# Project Guidelines

## Overview

This document describes the final project you will complete for this course. This project will build on your existing knowledge and take you to the next level with your skills in coding, software engineering, visualization, debugging, algorithmic thinking, etc.

* The end result of your project will be a **computational narrative**, i.e. a *story*, that uses code, data and visualizations to communicate something of significance. You will tell this story to me in the form of notebooks and to the class in your final presentation.
* Most importantly, the project will be a lot of **fun** and provide you with something significant you can use as the start of a data science portfolio.

## Selecting a dataset

Use the following guidelines for picking a dataset:

* Your dataset needs to be sufficiently large and complex to explore interesting questions:
  - Tabular data
    - Should have enough columns in one or more tables to answer interesting questions. In practice, one table with many columns or multiple tables will be required.
    - After you have grouped by all categorical columns, the resulting groups should have at least 100s of rows.
    - Should have numerous columns with different data types (categorical, geographical, date/time, quantitative).
* Your dataset must be suitable for predictive statistical modelling.

## Final presentation

To get credit for the project, you **must** present your project to the class during the official final time for the class. You will use the notebook to do your presentation.

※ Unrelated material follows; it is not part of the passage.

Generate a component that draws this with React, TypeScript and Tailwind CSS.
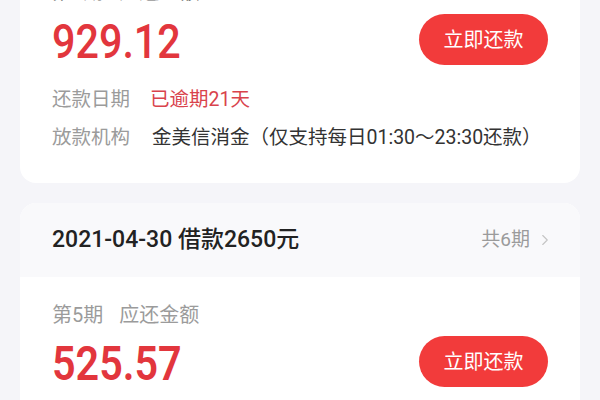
import { ChevronRight } from 'lucide-react';

const font = "font-['Roboto','Noto_Sans_CJK_SC',sans-serif]";

function PayButton() {
  return (
    <button className="h-[51px] w-[129px] shrink-0 rounded-full bg-[#f23b3b] text-[20px] leading-none text-white">
      立即还款
    </button>
  );
}

function Amount({ value, bold }: { value: string; bold?: boolean }) {
  return (
    <div
      className={`inline-block origin-left scale-x-[0.86] text-[48px] leading-[56px] text-[#e2363d] ${
        bold ? 'font-semibold' : 'font-medium'
      }`}
    >
      {value}
    </div>
  );
}

export default function App() {
  return (
    <div className={`h-[400px] w-[600px] overflow-hidden bg-[#f5f5f9] px-5 ${font}`}>
      <div className="-mt-[50px] rounded-[16px] bg-white px-8 pb-[31px] pt-[30px]">
        <div className="text-[20px] leading-[24px] text-[#666]">
          第6期<span className="ml-4">应还金额</span>
        </div>
        <div className="mt-[10px] flex items-start justify-between">
          <Amount value="929.12" />
          <PayButton />
        </div>
        <div className="mt-[16px] flex h-[28px] items-center text-[19.5px]">
          <span className="w-[98px] text-[#9b9b9b]">还款日期</span>
          <span className="text-[#d9434c]">已逾期21天</span>
        </div>
        <div className="mt-[10px] flex h-[28px] items-center text-[19.5px]">
          <span className="w-[100px] text-[#9b9b9b]">放款机构</span>
          <span className="text-[#333]">金美信消金（仅支持每日01:30～23:30还款）</span>
        </div>
      </div>

      <div className="mt-5 overflow-hidden rounded-[16px] bg-white">
        <div className="flex h-[74px] items-center justify-between bg-[#f9f9fb] pl-8 pr-[26px]">
          <span className="text-[23px] font-medium text-[#222]">2021-04-30 借款2650元</span>
          <span className="flex items-center gap-[6px] text-[19px] text-[#9b9b9b]">
            共6期
            <ChevronRight size={18} strokeWidth={1.5} className="text-[#c4c4c4]" />
          </span>
        </div>
        <div className="px-8 pt-[26px] pb-8">
          <div className="text-[20px] leading-[24px] text-[#9b9b9b]">
            第5期<span className="ml-4">应还金额</span>
          </div>
          <div className="mt-[9px] flex items-start justify-between">
            <Amount value="525.57" bold />
            <PayButton />
          </div>
        </div>
      </div>
    </div>
  );
}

* Your presentation should be a narative that describes your data science process, and the questions you explored.
* You should do live demonstrations and a summary of the code, but you shouldn't get too technical about the details of the code.
* Remember, most of the class won't know anything about the dataset, topics or questions you are presenting about.
* If you have code that takes a while to run, you should run the code before the presentation, save the results to a file, load the results from disk and perform final analysis and visualizations.
* Your presentation notebook should be a separate notebook from the main notebook that contains the full data science process and its description.
* You will have 5-7 minutes total for your presentation.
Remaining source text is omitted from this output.